Image credit: Nigeria Health Watch

Lessons to Learn

Kaduna’s pause on drone deliveries should not be interpreted as a failure, but rather as a necessary stress test for scaling innovation. Pilots, no matter how promising, require deliberate strategy to evolve into sustainable national services.

To truly embed aerial logistics within Nigeria’s health system, four critical shifts.

– (1) Drone delivery must be institutionalised within national policy frameworks and planning frameworks such as the National Vaccine Policy and integrating aerial logistics as a standard “last mile” delivery option in the forthcoming Supply Chain Transformation Roadmap. Establishing clear Standard Operating Procedures (SOPs) is vital in covering everything from licensing requirements and safety protocols to environmental standards and data governance. Without a formal policy foundation, drone risk remaining an ad-hoc solution instead of a reliable component of the healthcare supply chain.

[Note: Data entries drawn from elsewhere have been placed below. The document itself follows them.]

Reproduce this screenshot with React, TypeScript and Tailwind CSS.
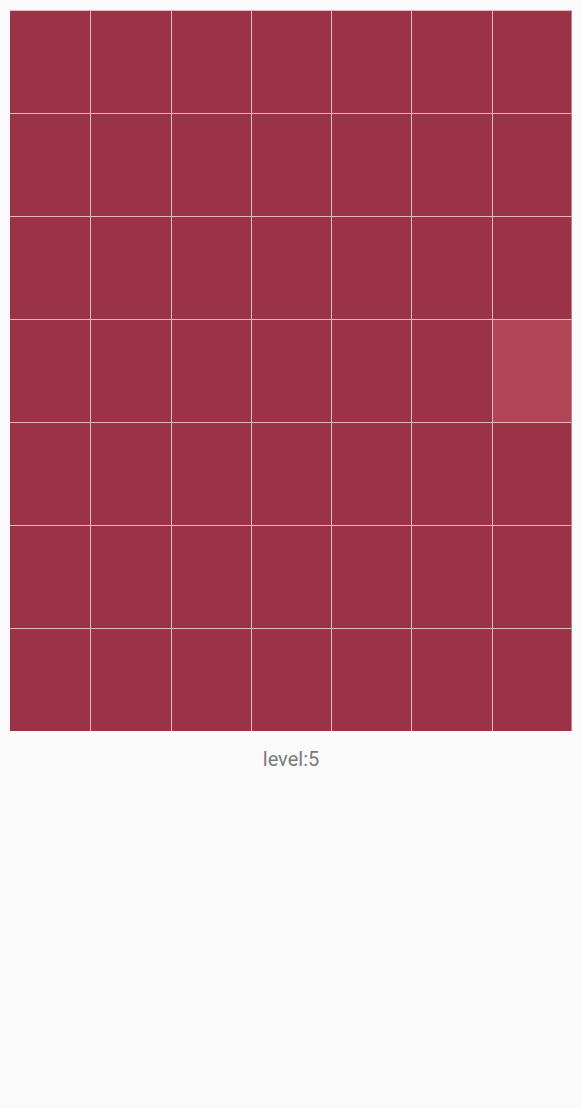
import React from "react";

export default function App() {
  const cells = Array.from({ length: 49 }, (_, i) => i);
  return (
    <div className="min-h-[1108px] w-[582px] bg-[#fafafa] p-[10px]" style={{ fontFamily: "Roboto, 'Liberation Sans', sans-serif" }}>
      <div className="grid grid-cols-7 w-[562px]">
        {cells.map((i) => {
          const col = i % 7;
          const hi = i === 27;
          return (
            <div
              key={i}
              className={`h-[103px] border-t border-[#e4b6be] ${col > 0 ? "border-l" : ""} ${col === 6 ? "border-r border-r-[#c77888]" : ""} ${hi ? "bg-[#b04656]" : "bg-[#9a3346]"}`}
            />
          );
        })}
      </div>
      <div className="mt-[16px] text-center text-[20px] leading-[24px] text-[#7a7a7a]">level:5</div>
    </div>
  );
}
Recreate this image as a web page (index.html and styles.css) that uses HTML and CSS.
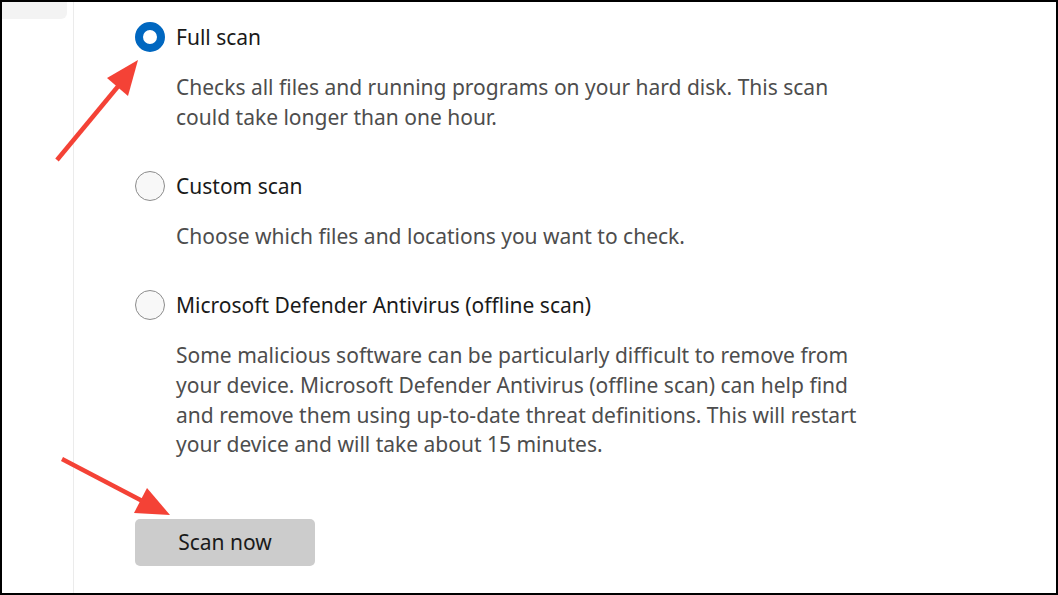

– (2) Secure long-term financing mechanisms. Federal and state governments should create dedicated budget lines for aerial logistics, benchmarked against the comparative costs of road transport, vaccine wastage, and penalties for stock-outs. Public-private partnerships (PPPs) should reward delivery reliability through performance-based payments, insulated from political cycles. Development finance institutions can de-risk early investments, while future savings from reduced wastage and improved efficiency can fund recurrent costs, making the model self-sustaining over time.

– (3) Digitise the entire ordering ecosystem to support timely and efficient drone operations. This requires expanding electronic Logistics Management Information Systems (eLMIS) to every primary healthcare facility. This will ensure demand signals are accurate and timely. Integrating drone delivery Application Programming Interface (APIs) into Nigeria’s Health Commodities Management Platform will enable automatic routing of urgent or high-priority orders, reducing delays and boosting responsiveness during public health emergencies.

– (4) Expand the use cases. The same drone corridors can ferry antivenoms to snakebite belts, oxytocin to maternity wards, or lab samples to Polymerase Chain Reaction (PCR) centres. In floods or other climate-related disasters like landslides when roads are cut off, a network of skyways becomes lifelines. As Nigeria decentralises primary healthcare, aerial logistics can help connect a fragmented system.

If Nigeria takes these steps, it can build a resilient and sustainable future-ready healthcare logistics structure, ensuring that every dose counts, and every life has a fighting chance, regardless of geography or the winds of political change.